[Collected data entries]
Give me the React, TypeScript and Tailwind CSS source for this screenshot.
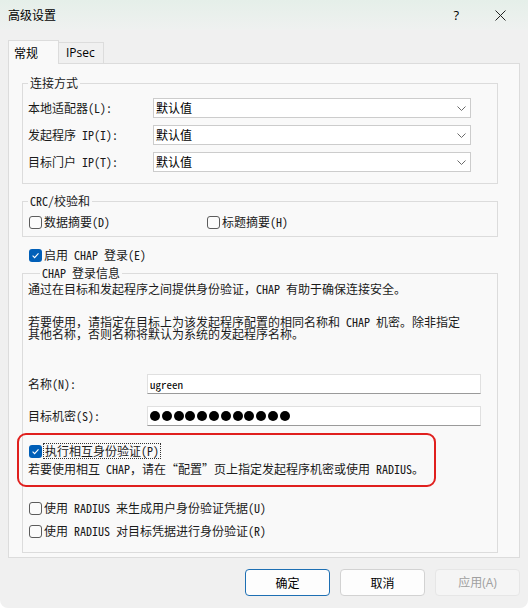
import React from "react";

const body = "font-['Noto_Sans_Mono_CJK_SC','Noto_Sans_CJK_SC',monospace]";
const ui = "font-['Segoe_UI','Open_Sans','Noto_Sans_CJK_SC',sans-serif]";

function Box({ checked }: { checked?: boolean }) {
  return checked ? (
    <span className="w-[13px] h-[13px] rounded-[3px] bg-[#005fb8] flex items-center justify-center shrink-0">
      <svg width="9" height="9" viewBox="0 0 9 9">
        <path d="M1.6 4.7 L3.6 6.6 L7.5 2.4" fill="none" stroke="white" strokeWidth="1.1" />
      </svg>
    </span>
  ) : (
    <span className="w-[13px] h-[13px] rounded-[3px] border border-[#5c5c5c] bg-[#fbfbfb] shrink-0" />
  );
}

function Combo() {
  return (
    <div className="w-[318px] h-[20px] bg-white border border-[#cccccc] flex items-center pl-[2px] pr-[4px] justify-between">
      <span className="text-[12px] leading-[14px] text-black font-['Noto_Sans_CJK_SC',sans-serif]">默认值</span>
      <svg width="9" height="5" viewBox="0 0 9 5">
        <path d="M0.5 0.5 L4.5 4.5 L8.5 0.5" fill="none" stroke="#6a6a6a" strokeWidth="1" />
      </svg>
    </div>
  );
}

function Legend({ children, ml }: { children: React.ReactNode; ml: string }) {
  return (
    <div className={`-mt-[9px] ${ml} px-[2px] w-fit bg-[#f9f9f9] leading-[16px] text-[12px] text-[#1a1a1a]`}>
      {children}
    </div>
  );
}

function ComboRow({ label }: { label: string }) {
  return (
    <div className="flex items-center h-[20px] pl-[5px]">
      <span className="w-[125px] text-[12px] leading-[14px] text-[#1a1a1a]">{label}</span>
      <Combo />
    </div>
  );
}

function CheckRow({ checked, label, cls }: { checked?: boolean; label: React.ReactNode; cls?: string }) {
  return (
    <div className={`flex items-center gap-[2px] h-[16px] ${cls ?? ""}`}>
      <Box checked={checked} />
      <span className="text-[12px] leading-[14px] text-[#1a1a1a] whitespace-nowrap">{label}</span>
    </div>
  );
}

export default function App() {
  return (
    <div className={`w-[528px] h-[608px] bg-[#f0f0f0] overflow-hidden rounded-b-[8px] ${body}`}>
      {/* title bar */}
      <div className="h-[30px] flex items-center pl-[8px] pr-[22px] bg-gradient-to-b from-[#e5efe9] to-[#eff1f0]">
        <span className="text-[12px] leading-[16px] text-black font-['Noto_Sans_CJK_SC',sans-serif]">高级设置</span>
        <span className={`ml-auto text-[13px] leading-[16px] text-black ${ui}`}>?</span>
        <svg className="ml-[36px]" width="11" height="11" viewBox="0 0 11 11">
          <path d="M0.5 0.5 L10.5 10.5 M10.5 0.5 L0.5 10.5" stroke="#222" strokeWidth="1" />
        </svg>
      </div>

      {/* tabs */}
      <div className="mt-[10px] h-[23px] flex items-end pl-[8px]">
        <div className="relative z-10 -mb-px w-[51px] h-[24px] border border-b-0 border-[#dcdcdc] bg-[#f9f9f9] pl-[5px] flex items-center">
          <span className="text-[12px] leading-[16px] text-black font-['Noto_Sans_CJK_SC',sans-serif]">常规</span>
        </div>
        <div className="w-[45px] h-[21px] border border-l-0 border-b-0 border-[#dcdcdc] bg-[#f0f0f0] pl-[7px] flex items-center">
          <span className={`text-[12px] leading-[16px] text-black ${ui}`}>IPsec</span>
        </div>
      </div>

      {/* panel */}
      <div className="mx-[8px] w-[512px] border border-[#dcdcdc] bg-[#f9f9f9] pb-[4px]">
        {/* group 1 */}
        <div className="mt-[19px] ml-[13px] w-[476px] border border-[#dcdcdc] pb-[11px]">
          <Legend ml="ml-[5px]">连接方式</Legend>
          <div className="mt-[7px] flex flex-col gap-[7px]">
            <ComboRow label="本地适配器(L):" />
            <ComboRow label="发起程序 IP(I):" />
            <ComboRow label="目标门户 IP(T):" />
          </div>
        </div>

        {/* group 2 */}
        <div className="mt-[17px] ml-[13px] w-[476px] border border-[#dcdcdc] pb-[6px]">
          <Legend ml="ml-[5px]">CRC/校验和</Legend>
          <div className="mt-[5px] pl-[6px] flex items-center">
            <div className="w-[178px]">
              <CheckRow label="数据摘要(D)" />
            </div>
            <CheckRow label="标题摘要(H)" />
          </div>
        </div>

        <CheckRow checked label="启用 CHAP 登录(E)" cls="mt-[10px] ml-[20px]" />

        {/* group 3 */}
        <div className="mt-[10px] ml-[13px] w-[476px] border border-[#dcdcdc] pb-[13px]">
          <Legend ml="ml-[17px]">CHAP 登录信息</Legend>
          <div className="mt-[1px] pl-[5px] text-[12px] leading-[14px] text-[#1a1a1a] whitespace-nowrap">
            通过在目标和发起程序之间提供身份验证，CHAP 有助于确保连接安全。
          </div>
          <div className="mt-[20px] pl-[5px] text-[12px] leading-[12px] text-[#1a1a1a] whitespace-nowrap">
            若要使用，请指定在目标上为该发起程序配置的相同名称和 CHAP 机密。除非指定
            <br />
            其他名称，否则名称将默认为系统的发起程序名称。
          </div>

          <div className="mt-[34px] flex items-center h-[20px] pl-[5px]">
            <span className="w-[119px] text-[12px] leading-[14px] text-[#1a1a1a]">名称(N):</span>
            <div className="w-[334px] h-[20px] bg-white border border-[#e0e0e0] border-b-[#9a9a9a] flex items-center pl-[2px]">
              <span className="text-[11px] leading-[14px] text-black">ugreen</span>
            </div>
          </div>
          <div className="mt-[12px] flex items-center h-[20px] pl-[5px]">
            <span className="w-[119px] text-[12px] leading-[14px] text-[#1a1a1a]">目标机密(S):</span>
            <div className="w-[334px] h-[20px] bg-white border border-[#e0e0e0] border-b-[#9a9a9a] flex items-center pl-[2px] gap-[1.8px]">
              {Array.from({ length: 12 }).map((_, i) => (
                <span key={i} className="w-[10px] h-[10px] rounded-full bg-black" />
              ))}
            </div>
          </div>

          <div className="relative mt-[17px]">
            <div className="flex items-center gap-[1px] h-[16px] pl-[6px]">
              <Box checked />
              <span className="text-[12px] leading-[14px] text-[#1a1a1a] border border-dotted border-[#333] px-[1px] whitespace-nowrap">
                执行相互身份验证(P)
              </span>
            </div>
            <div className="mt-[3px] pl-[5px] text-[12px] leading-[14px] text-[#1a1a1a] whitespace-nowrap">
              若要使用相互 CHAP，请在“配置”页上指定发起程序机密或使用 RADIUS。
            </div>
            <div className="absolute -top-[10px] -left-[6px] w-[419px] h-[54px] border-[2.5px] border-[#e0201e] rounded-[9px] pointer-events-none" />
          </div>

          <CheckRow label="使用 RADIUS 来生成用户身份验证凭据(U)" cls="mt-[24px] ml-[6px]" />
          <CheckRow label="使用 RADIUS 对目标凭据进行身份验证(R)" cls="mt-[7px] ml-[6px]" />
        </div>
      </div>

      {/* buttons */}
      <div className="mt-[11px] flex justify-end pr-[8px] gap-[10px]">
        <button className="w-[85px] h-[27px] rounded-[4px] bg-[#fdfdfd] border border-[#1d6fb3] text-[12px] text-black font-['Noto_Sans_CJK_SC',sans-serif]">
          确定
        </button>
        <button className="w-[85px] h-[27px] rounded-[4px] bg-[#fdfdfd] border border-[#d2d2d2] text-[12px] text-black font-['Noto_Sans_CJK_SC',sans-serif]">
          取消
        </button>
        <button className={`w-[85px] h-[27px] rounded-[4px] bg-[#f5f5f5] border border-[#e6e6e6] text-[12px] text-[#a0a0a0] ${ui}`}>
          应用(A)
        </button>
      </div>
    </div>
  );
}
==
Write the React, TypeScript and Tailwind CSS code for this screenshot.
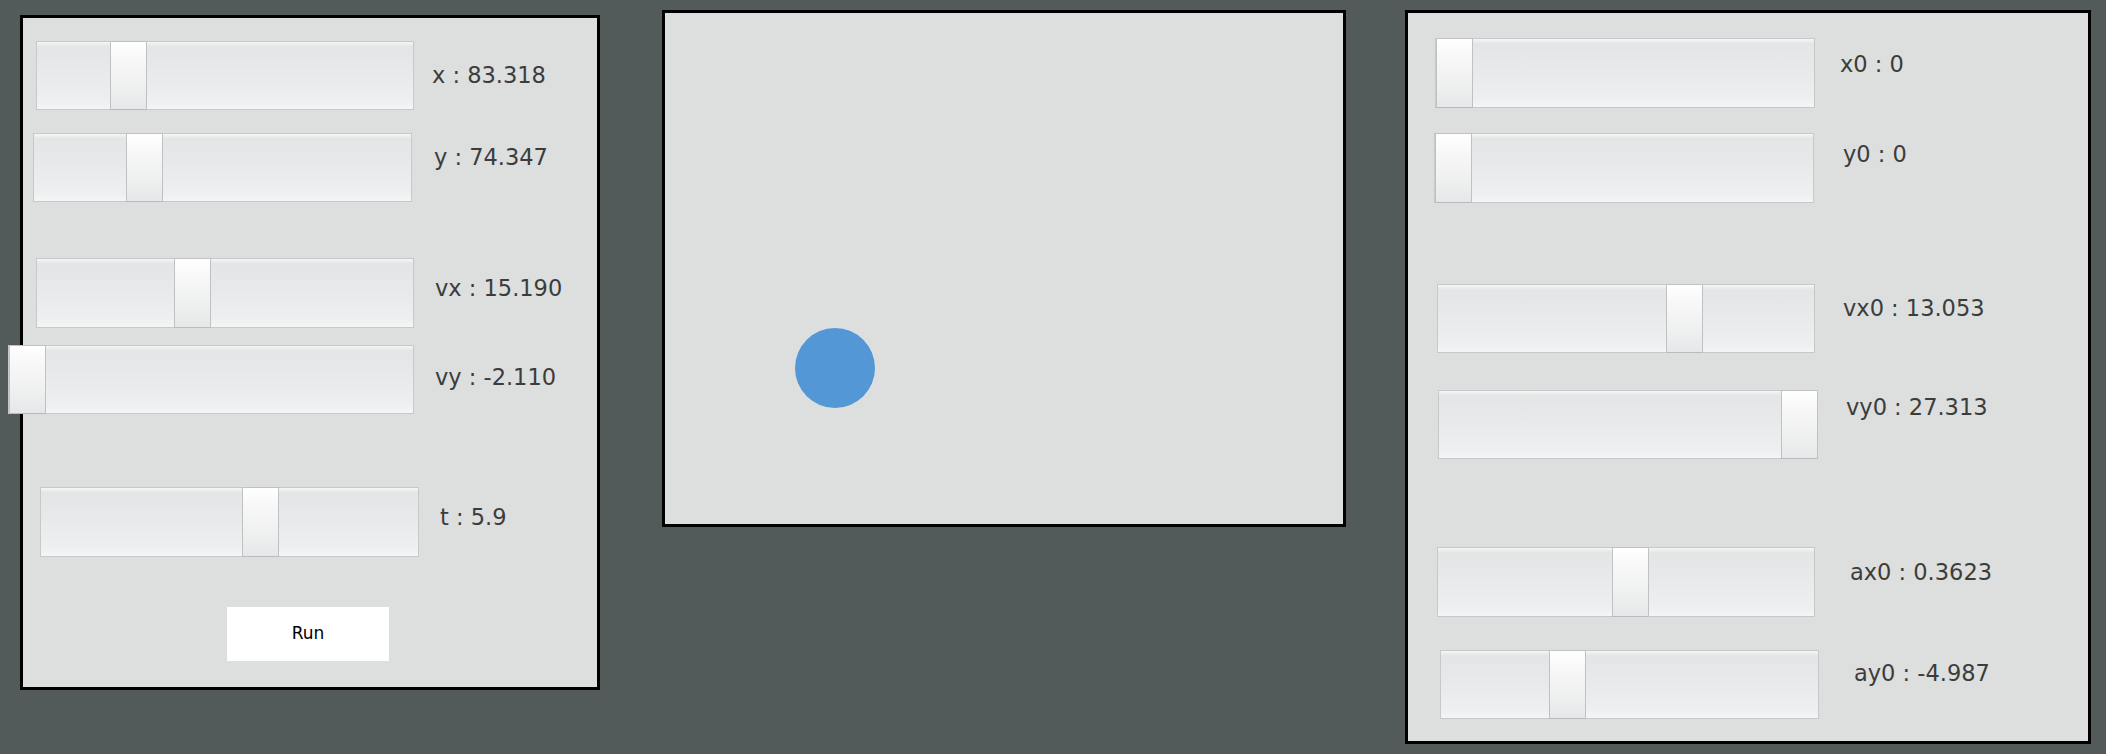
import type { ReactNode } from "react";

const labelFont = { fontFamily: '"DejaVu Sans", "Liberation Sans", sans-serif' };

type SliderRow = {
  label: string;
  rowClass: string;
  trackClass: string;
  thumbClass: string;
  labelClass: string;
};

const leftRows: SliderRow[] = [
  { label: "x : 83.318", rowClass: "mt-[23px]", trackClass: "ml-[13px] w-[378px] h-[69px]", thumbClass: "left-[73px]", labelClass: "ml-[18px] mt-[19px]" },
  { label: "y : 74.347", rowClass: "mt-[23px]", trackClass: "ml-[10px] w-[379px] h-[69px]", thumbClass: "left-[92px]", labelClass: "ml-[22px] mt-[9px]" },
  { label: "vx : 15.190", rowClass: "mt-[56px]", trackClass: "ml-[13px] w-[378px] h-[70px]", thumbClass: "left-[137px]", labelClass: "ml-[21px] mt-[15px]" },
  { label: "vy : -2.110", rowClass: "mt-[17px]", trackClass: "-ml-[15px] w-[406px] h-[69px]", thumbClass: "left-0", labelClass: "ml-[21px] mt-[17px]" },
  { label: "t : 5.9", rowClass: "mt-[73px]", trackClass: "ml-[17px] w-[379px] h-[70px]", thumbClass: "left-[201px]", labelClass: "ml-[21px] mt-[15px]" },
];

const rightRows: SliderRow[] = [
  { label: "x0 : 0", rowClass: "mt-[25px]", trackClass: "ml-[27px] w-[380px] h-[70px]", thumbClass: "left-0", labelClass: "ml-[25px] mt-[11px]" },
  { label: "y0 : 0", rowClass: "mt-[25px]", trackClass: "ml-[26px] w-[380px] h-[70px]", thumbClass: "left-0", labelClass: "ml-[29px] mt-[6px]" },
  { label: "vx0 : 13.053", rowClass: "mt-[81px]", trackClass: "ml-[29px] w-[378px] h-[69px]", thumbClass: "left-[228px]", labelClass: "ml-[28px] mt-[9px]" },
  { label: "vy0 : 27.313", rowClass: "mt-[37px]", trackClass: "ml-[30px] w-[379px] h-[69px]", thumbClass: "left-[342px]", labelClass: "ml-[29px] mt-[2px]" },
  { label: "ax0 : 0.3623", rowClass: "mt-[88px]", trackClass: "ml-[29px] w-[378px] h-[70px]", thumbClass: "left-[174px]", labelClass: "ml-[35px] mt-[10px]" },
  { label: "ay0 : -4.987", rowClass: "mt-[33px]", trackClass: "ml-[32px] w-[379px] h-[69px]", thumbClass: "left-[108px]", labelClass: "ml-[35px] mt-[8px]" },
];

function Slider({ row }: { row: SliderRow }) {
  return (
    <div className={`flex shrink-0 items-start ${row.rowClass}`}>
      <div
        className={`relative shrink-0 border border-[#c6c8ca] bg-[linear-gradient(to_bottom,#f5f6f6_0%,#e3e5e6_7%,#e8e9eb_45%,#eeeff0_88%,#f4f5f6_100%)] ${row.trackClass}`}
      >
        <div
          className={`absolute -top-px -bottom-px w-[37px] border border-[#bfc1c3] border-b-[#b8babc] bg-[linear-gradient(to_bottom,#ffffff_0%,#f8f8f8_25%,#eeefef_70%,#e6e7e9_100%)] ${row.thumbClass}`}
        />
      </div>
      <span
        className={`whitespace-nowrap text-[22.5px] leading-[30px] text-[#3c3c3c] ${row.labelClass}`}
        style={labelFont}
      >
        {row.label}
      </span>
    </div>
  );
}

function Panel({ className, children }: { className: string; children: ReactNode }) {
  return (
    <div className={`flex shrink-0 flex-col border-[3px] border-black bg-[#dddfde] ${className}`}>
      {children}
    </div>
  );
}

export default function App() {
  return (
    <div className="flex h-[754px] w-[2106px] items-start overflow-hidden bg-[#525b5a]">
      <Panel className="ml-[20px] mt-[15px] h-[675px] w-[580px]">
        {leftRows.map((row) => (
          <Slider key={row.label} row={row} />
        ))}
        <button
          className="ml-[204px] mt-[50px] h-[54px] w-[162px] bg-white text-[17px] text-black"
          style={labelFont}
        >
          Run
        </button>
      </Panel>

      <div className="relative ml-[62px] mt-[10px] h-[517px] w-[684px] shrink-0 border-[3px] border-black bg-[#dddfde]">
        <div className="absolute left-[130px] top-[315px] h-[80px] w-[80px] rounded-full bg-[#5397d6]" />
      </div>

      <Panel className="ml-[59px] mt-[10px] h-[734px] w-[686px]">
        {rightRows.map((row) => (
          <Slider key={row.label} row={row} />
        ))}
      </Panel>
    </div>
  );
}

What to do
Search the records for the word "screenshot", then list every line that has it.

The output
Give me the React, TypeScript and Tailwind CSS source for this screenshot.
Write the React, TypeScript and Tailwind CSS code for this screenshot.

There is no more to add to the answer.